What's more, the local government will promote merger and acquisitions to reduce the number of mines to 2,500 by 2010 and ensure 80 per cent of the province's coal output comes from mines with an annual capacity above 1 million tons, said Yu.

Shanxi has shut down 4,876 illegal mines since last September and punished about 1,200 people, including more than 60 local officials who turned a blind eye to the illegal operations of the mines they invested in or harboured.

Coal accounted for 66 per cent in China's energy supply last year and is going to remain the top priority in the long-term energy strategy of China, which is wary of the heavy reliance on imported oil. China is now the world's second largest oil importer after the United States.

Yu said it is a priority in Shanxi's 11th Five-Year Guidelines (2006-10) to develop the more value-added coal chemical industries such as power-generating coke, coke oven gas and alcohol-ether fuel, in addition to fostering equipment manufacturing, the development of new resources and tourism.

About half of the coke supply in the world market is from Shanxi.
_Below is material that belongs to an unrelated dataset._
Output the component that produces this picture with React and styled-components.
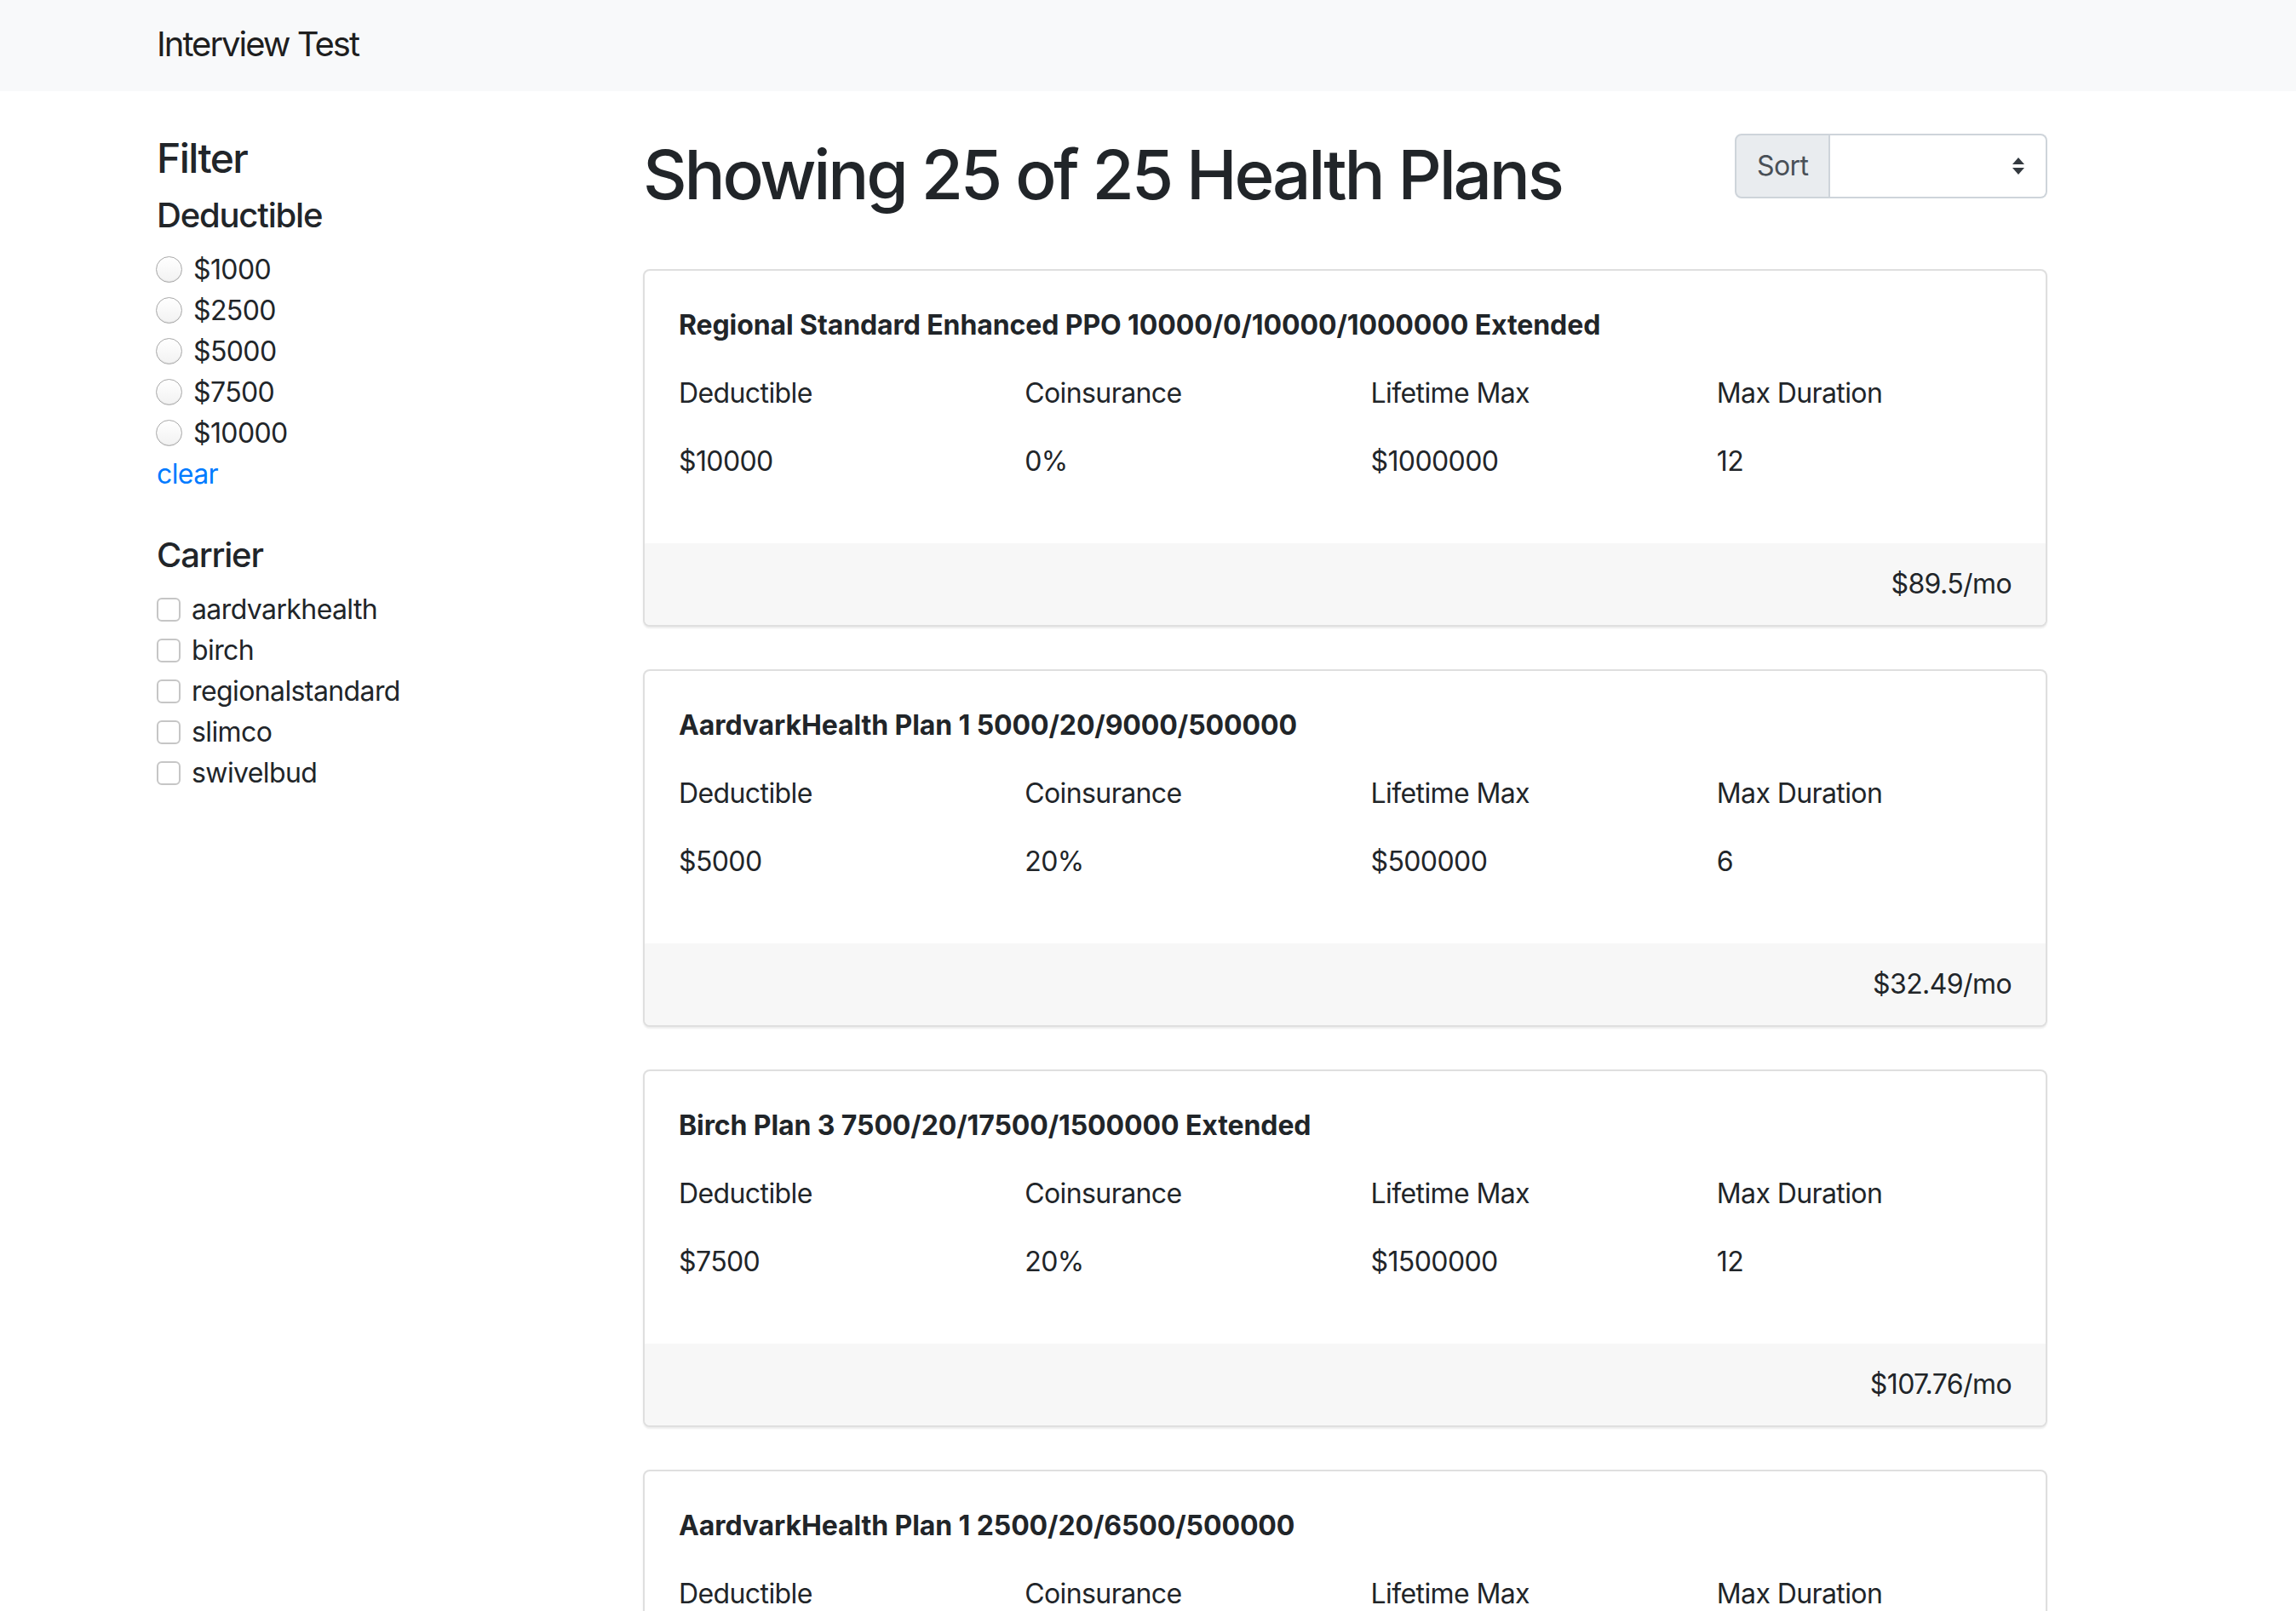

The province is not only famous for black coal. It also boasts many brilliant cultural legacies such as the Yungang Grottoes in Datong and well-preserved grand courtyards, formerly the homes of the country's richest bankers in ancient times.

Yu, previously the mayor of Shenzhen in South China's Guangdong Province, will lead a delegation to Hong Kong in early July to promote local business projects to overseas investors.